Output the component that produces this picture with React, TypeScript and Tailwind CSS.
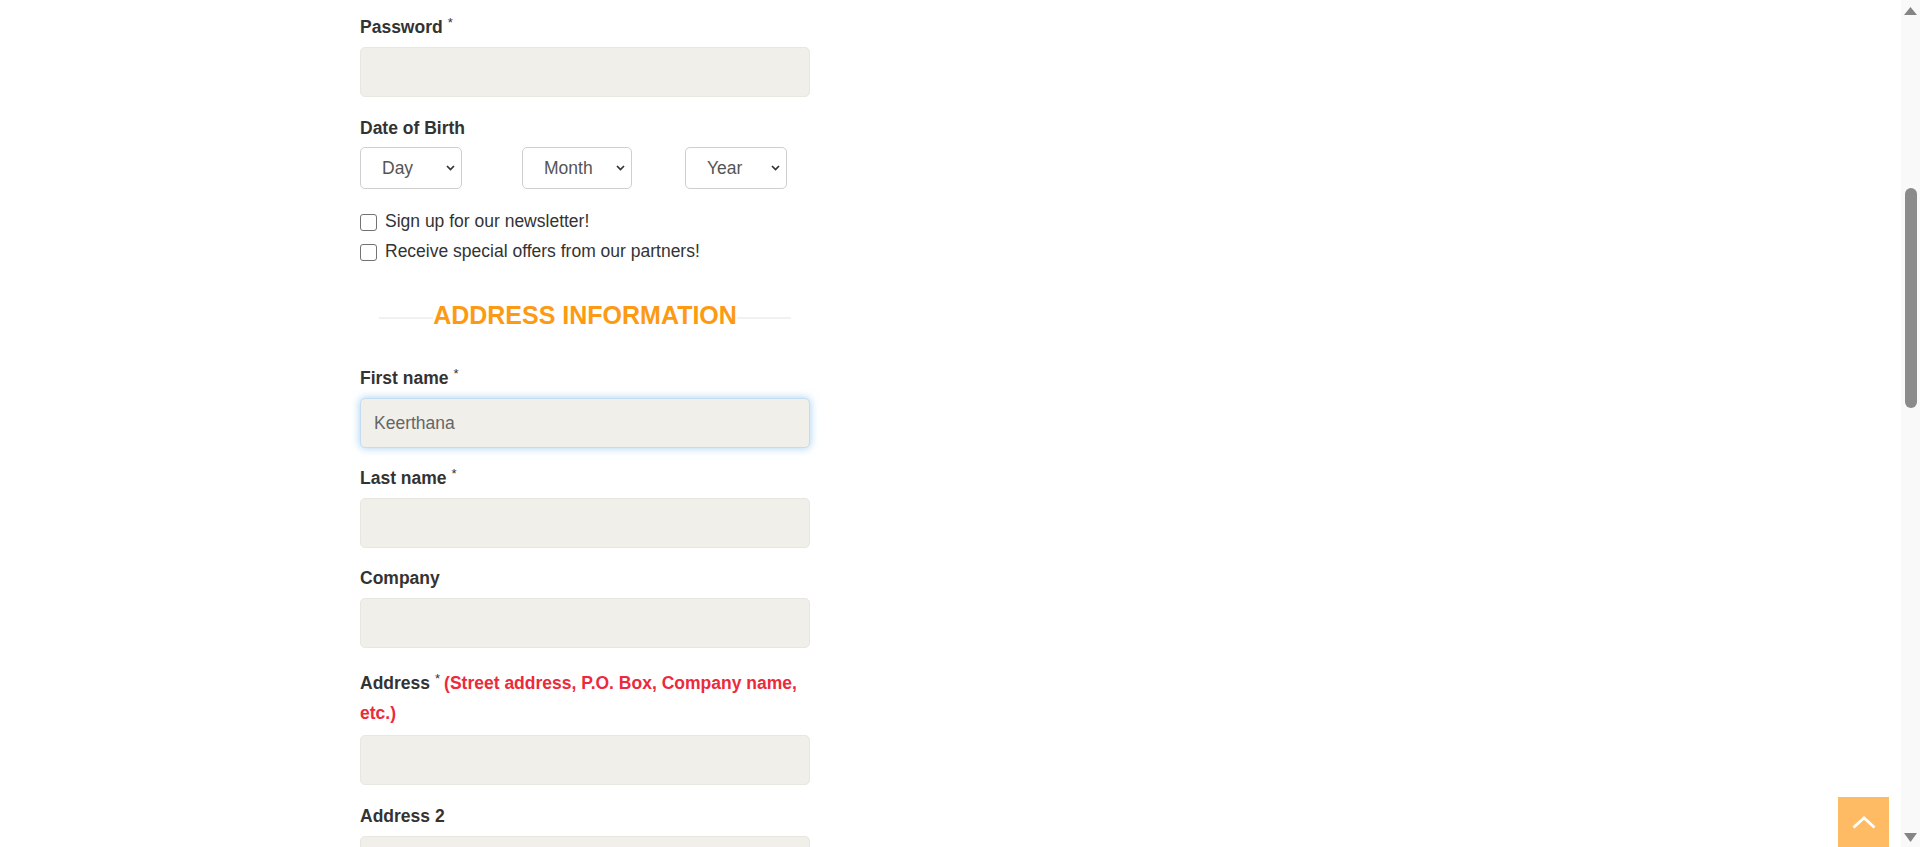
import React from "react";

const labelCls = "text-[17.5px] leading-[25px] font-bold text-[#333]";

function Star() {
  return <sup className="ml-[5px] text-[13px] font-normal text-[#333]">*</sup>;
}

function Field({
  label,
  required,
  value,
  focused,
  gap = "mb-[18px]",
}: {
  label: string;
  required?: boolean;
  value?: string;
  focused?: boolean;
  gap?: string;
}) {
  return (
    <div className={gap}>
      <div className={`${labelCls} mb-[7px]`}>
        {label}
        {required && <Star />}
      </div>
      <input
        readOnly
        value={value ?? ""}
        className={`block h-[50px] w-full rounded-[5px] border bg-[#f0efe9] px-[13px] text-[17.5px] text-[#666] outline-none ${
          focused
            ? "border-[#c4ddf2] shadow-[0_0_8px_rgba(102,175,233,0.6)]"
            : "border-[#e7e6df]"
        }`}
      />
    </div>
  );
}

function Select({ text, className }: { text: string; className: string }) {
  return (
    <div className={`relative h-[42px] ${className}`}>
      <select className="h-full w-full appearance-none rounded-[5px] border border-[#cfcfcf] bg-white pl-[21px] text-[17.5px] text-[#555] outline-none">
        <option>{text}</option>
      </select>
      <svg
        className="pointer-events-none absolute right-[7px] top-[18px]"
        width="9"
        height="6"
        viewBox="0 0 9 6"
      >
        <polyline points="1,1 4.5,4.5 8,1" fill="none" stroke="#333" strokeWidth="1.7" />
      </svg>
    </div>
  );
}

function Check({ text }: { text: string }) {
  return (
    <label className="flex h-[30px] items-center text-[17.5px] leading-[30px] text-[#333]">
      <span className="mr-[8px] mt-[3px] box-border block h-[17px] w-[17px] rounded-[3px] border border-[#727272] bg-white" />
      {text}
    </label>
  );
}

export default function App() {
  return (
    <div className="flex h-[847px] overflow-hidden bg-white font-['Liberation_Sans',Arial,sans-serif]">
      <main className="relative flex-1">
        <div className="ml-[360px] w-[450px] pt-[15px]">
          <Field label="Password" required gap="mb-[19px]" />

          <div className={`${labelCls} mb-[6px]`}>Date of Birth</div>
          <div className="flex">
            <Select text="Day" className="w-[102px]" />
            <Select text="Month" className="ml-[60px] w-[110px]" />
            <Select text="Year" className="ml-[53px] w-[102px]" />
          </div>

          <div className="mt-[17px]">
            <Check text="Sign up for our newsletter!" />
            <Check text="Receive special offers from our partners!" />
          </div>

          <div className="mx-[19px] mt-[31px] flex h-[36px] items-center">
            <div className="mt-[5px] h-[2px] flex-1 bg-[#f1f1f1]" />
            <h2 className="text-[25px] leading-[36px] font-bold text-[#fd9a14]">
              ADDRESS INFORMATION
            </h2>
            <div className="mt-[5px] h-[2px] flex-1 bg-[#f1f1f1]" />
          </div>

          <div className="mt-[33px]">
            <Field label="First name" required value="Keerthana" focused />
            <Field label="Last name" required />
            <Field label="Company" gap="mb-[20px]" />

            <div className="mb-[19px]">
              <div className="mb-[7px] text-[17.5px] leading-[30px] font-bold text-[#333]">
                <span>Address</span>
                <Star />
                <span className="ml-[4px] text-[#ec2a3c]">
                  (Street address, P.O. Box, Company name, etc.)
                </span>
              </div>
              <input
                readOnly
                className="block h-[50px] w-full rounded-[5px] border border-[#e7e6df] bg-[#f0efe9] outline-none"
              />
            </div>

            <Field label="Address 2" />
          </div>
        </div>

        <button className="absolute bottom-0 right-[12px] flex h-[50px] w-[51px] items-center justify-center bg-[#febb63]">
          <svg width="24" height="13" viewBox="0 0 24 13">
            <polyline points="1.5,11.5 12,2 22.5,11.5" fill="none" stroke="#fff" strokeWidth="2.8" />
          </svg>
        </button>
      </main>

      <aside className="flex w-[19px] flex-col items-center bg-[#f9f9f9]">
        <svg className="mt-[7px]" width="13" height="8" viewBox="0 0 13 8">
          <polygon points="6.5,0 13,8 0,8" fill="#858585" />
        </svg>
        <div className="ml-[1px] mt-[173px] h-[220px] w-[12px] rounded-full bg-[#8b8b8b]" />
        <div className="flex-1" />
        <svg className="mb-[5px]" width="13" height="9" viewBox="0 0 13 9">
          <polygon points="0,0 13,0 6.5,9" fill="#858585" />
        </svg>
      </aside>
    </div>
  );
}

#### [Exercise instructions]
Set down the complete material exactly, but do not include the images.

#### [Complete answer]
Output the component that produces this picture with React, TypeScript and Tailwind CSS.
import React from "react";

const labelCls = "text-[17.5px] leading-[25px] font-bold text-[#333]";

function Star() {
  return <sup className="ml-[5px] text-[13px] font-normal text-[#333]">*</sup>;
}

function Field({
  label,
  required,
  value,
  focused,
  gap = "mb-[18px]",
}: {
  label: string;
  required?: boolean;
  value?: string;
  focused?: boolean;
  gap?: string;
}) {
  return (
    <div className={gap}>
      <div className={`${labelCls} mb-[7px]`}>
        {label}
        {required && <Star />}
      </div>
      <input
        readOnly
        value={value ?? ""}
        className={`block h-[50px] w-full rounded-[5px] border bg-[#f0efe9] px-[13px] text-[17.5px] text-[#666] outline-none ${
          focused
            ? "border-[#c4ddf2] shadow-[0_0_8px_rgba(102,175,233,0.6)]"
            : "border-[#e7e6df]"
        }`}
      />
    </div>
  );
}

function Select({ text, className }: { text: string; className: string }) {
  return (
    <div className={`relative h-[42px] ${className}`}>
      <select className="h-full w-full appearance-none rounded-[5px] border border-[#cfcfcf] bg-white pl-[21px] text-[17.5px] text-[#555] outline-none">
        <option>{text}</option>
      </select>
      <svg
        className="pointer-events-none absolute right-[7px] top-[18px]"
        width="9"
        height="6"
        viewBox="0 0 9 6"
      >
        <polyline points="1,1 4.5,4.5 8,1" fill="none" stroke="#333" strokeWidth="1.7" />
      </svg>
    </div>
  );
}

function Check({ text }: { text: string }) {
  return (
    <label className="flex h-[30px] items-center text-[17.5px] leading-[30px] text-[#333]">
      <span className="mr-[8px] mt-[3px] box-border block h-[17px] w-[17px] rounded-[3px] border border-[#727272] bg-white" />
      {text}
    </label>
  );
}

export default function App() {
  return (
    <div className="flex h-[847px] overflow-hidden bg-white font-['Liberation_Sans',Arial,sans-serif]">
      <main className="relative flex-1">
        <div className="ml-[360px] w-[450px] pt-[15px]">
          <Field label="Password" required gap="mb-[19px]" />

          <div className={`${labelCls} mb-[6px]`}>Date of Birth</div>
          <div className="flex">
            <Select text="Day" className="w-[102px]" />
            <Select text="Month" className="ml-[60px] w-[110px]" />
            <Select text="Year" className="ml-[53px] w-[102px]" />
          </div>

          <div className="mt-[17px]">
            <Check text="Sign up for our newsletter!" />
            <Check text="Receive special offers from our partners!" />
          </div>

          <div className="mx-[19px] mt-[31px] flex h-[36px] items-center">
            <div className="mt-[5px] h-[2px] flex-1 bg-[#f1f1f1]" />
            <h2 className="text-[25px] leading-[36px] font-bold text-[#fd9a14]">
              ADDRESS INFORMATION
            </h2>
            <div className="mt-[5px] h-[2px] flex-1 bg-[#f1f1f1]" />
          </div>

          <div className="mt-[33px]">
            <Field label="First name" required value="Keerthana" focused />
            <Field label="Last name" required />
            <Field label="Company" gap="mb-[20px]" />

            <div className="mb-[19px]">
              <div className="mb-[7px] text-[17.5px] leading-[30px] font-bold text-[#333]">
                <span>Address</span>
                <Star />
                <span className="ml-[4px] text-[#ec2a3c]">
                  (Street address, P.O. Box, Company name, etc.)
                </span>
              </div>
              <input
                readOnly
                className="block h-[50px] w-full rounded-[5px] border border-[#e7e6df] bg-[#f0efe9] outline-none"
              />
            </div>

            <Field label="Address 2" />
          </div>
        </div>

        <button className="absolute bottom-0 right-[12px] flex h-[50px] w-[51px] items-center justify-center bg-[#febb63]">
          <svg width="24" height="13" viewBox="0 0 24 13">
            <polyline points="1.5,11.5 12,2 22.5,11.5" fill="none" stroke="#fff" strokeWidth="2.8" />
          </svg>
        </button>
      </main>

      <aside className="flex w-[19px] flex-col items-center bg-[#f9f9f9]">
        <svg className="mt-[7px]" width="13" height="8" viewBox="0 0 13 8">
          <polygon points="6.5,0 13,8 0,8" fill="#858585" />
        </svg>
        <div className="ml-[1px] mt-[173px] h-[220px] w-[12px] rounded-full bg-[#8b8b8b]" />
        <div className="flex-1" />
        <svg className="mb-[5px]" width="13" height="9" viewBox="0 0 13 9">
          <polygon points="0,0 13,0 6.5,9" fill="#858585" />
        </svg>
      </aside>
    </div>
  );
}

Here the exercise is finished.